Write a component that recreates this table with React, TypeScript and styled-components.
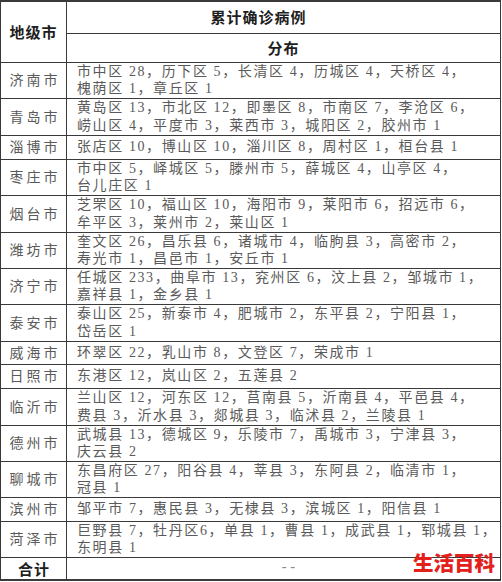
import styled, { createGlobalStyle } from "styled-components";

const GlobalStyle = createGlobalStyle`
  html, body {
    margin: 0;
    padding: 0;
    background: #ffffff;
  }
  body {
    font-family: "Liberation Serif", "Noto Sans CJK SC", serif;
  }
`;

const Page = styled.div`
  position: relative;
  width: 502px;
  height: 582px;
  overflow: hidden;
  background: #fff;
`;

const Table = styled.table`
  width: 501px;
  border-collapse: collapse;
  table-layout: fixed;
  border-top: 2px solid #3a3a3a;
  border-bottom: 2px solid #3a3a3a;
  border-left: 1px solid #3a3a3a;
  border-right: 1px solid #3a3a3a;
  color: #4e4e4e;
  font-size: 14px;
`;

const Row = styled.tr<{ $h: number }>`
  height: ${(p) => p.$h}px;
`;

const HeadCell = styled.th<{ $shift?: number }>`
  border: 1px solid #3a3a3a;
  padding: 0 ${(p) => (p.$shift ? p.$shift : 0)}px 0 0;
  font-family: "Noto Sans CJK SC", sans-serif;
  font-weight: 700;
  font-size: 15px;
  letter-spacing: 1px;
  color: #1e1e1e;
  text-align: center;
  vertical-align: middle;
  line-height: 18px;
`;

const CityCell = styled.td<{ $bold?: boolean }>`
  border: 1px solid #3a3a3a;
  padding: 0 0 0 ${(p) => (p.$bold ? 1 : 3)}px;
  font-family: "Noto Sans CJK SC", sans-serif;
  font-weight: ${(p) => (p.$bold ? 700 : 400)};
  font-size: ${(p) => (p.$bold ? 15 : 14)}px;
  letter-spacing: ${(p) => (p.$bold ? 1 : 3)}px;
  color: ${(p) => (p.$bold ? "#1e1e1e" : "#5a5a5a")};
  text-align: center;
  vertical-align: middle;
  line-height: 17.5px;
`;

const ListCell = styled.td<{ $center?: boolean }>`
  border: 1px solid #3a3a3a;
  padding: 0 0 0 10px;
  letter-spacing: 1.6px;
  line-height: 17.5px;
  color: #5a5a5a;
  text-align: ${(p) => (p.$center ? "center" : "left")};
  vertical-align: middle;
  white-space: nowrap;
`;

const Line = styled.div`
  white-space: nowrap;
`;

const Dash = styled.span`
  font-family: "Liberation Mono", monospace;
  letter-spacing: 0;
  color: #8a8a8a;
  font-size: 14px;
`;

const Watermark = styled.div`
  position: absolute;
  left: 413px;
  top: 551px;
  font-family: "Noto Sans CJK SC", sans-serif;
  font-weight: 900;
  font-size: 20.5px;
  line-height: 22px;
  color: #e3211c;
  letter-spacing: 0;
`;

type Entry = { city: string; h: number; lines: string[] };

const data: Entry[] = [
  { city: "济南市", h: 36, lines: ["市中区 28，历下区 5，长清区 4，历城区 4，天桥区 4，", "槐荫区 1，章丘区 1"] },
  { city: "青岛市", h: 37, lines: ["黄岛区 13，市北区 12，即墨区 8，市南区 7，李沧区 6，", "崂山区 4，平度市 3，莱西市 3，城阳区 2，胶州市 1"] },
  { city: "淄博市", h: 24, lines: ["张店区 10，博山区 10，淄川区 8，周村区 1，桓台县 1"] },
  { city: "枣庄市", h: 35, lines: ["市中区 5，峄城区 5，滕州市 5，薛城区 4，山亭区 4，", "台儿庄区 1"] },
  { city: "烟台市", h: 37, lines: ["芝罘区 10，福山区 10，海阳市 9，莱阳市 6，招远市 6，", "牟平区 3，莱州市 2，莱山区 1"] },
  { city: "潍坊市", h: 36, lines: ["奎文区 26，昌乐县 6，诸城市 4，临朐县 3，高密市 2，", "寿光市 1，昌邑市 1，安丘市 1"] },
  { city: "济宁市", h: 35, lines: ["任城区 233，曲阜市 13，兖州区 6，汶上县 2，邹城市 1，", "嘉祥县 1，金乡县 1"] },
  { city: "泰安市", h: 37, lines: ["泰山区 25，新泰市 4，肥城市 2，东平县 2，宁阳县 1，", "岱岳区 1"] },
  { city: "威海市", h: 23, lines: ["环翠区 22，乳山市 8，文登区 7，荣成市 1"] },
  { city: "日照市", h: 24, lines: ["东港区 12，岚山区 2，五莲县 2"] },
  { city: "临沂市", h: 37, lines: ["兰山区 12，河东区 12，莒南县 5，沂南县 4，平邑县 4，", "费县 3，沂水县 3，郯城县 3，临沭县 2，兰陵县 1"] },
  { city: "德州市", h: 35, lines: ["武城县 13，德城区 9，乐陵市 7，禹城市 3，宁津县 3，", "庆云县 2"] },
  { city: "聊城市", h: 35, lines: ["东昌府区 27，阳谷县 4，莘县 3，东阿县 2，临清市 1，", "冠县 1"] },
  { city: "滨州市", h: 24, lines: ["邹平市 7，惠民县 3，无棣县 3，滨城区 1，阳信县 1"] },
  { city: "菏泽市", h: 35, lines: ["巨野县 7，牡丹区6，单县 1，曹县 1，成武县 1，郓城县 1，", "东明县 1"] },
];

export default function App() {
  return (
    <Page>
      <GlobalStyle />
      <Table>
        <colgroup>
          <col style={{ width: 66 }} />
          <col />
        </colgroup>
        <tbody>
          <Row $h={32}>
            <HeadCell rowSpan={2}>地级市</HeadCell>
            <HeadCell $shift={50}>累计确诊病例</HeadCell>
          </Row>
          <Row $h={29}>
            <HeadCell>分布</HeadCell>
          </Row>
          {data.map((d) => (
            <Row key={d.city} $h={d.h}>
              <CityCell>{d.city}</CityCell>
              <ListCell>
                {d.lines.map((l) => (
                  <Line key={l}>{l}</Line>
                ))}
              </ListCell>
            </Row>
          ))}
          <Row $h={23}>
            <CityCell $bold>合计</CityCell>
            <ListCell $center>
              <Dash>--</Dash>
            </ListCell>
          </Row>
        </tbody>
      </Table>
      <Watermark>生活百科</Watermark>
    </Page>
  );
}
────────────────────
- _Aim of the task_: Output all of the data exactly as it stands, minus any images.

- _Worked solution_:
Write a component that recreates this table with React, TypeScript and styled-components.
import styled, { createGlobalStyle } from "styled-components";

const GlobalStyle = createGlobalStyle`
  html, body {
    margin: 0;
    padding: 0;
    background: #ffffff;
  }
  body {
    font-family: "Liberation Serif", "Noto Sans CJK SC", serif;
  }
`;

const Page = styled.div`
  position: relative;
  width: 502px;
  height: 582px;
  overflow: hidden;
  background: #fff;
`;

const Table = styled.table`
  width: 501px;
  border-collapse: collapse;
  table-layout: fixed;
  border-top: 2px solid #3a3a3a;
  border-bottom: 2px solid #3a3a3a;
  border-left: 1px solid #3a3a3a;
  border-right: 1px solid #3a3a3a;
  color: #4e4e4e;
  font-size: 14px;
`;

const Row = styled.tr<{ $h: number }>`
  height: ${(p) => p.$h}px;
`;

const HeadCell = styled.th<{ $shift?: number }>`
  border: 1px solid #3a3a3a;
  padding: 0 ${(p) => (p.$shift ? p.$shift : 0)}px 0 0;
  font-family: "Noto Sans CJK SC", sans-serif;
  font-weight: 700;
  font-size: 15px;
  letter-spacing: 1px;
  color: #1e1e1e;
  text-align: center;
  vertical-align: middle;
  line-height: 18px;
`;

const CityCell = styled.td<{ $bold?: boolean }>`
  border: 1px solid #3a3a3a;
  padding: 0 0 0 ${(p) => (p.$bold ? 1 : 3)}px;
  font-family: "Noto Sans CJK SC", sans-serif;
  font-weight: ${(p) => (p.$bold ? 700 : 400)};
  font-size: ${(p) => (p.$bold ? 15 : 14)}px;
  letter-spacing: ${(p) => (p.$bold ? 1 : 3)}px;
  color: ${(p) => (p.$bold ? "#1e1e1e" : "#5a5a5a")};
  text-align: center;
  vertical-align: middle;
  line-height: 17.5px;
`;

const ListCell = styled.td<{ $center?: boolean }>`
  border: 1px solid #3a3a3a;
  padding: 0 0 0 10px;
  letter-spacing: 1.6px;
  line-height: 17.5px;
  color: #5a5a5a;
  text-align: ${(p) => (p.$center ? "center" : "left")};
  vertical-align: middle;
  white-space: nowrap;
`;

const Line = styled.div`
  white-space: nowrap;
`;

const Dash = styled.span`
  font-family: "Liberation Mono", monospace;
  letter-spacing: 0;
  color: #8a8a8a;
  font-size: 14px;
`;

const Watermark = styled.div`
  position: absolute;
  left: 413px;
  top: 551px;
  font-family: "Noto Sans CJK SC", sans-serif;
  font-weight: 900;
  font-size: 20.5px;
  line-height: 22px;
  color: #e3211c;
  letter-spacing: 0;
`;

type Entry = { city: string; h: number; lines: string[] };

const data: Entry[] = [
  { city: "济南市", h: 36, lines: ["市中区 28，历下区 5，长清区 4，历城区 4，天桥区 4，", "槐荫区 1，章丘区 1"] },
  { city: "青岛市", h: 37, lines: ["黄岛区 13，市北区 12，即墨区 8，市南区 7，李沧区 6，", "崂山区 4，平度市 3，莱西市 3，城阳区 2，胶州市 1"] },
  { city: "淄博市", h: 24, lines: ["张店区 10，博山区 10，淄川区 8，周村区 1，桓台县 1"] },
  { city: "枣庄市", h: 35, lines: ["市中区 5，峄城区 5，滕州市 5，薛城区 4，山亭区 4，", "台儿庄区 1"] },
  { city: "烟台市", h: 37, lines: ["芝罘区 10，福山区 10，海阳市 9，莱阳市 6，招远市 6，", "牟平区 3，莱州市 2，莱山区 1"] },
  { city: "潍坊市", h: 36, lines: ["奎文区 26，昌乐县 6，诸城市 4，临朐县 3，高密市 2，", "寿光市 1，昌邑市 1，安丘市 1"] },
  { city: "济宁市", h: 35, lines: ["任城区 233，曲阜市 13，兖州区 6，汶上县 2，邹城市 1，", "嘉祥县 1，金乡县 1"] },
  { city: "泰安市", h: 37, lines: ["泰山区 25，新泰市 4，肥城市 2，东平县 2，宁阳县 1，", "岱岳区 1"] },
  { city: "威海市", h: 23, lines: ["环翠区 22，乳山市 8，文登区 7，荣成市 1"] },
  { city: "日照市", h: 24, lines: ["东港区 12，岚山区 2，五莲县 2"] },
  { city: "临沂市", h: 37, lines: ["兰山区 12，河东区 12，莒南县 5，沂南县 4，平邑县 4，", "费县 3，沂水县 3，郯城县 3，临沭县 2，兰陵县 1"] },
  { city: "德州市", h: 35, lines: ["武城县 13，德城区 9，乐陵市 7，禹城市 3，宁津县 3，", "庆云县 2"] },
  { city: "聊城市", h: 35, lines: ["东昌府区 27，阳谷县 4，莘县 3，东阿县 2，临清市 1，", "冠县 1"] },
  { city: "滨州市", h: 24, lines: ["邹平市 7，惠民县 3，无棣县 3，滨城区 1，阳信县 1"] },
  { city: "菏泽市", h: 35, lines: ["巨野县 7，牡丹区6，单县 1，曹县 1，成武县 1，郓城县 1，", "东明县 1"] },
];

export default function App() {
  return (
    <Page>
      <GlobalStyle />
      <Table>
        <colgroup>
          <col style={{ width: 66 }} />
          <col />
        </colgroup>
        <tbody>
          <Row $h={32}>
            <HeadCell rowSpan={2}>地级市</HeadCell>
            <HeadCell $shift={50}>累计确诊病例</HeadCell>
          </Row>
          <Row $h={29}>
            <HeadCell>分布</HeadCell>
          </Row>
          {data.map((d) => (
            <Row key={d.city} $h={d.h}>
              <CityCell>{d.city}</CityCell>
              <ListCell>
                {d.lines.map((l) => (
                  <Line key={l}>{l}</Line>
                ))}
              </ListCell>
            </Row>
          ))}
          <Row $h={23}>
            <CityCell $bold>合计</CityCell>
            <ListCell $center>
              <Dash>--</Dash>
            </ListCell>
          </Row>
        </tbody>
      </Table>
      <Watermark>生活百科</Watermark>
    </Page>
  );
}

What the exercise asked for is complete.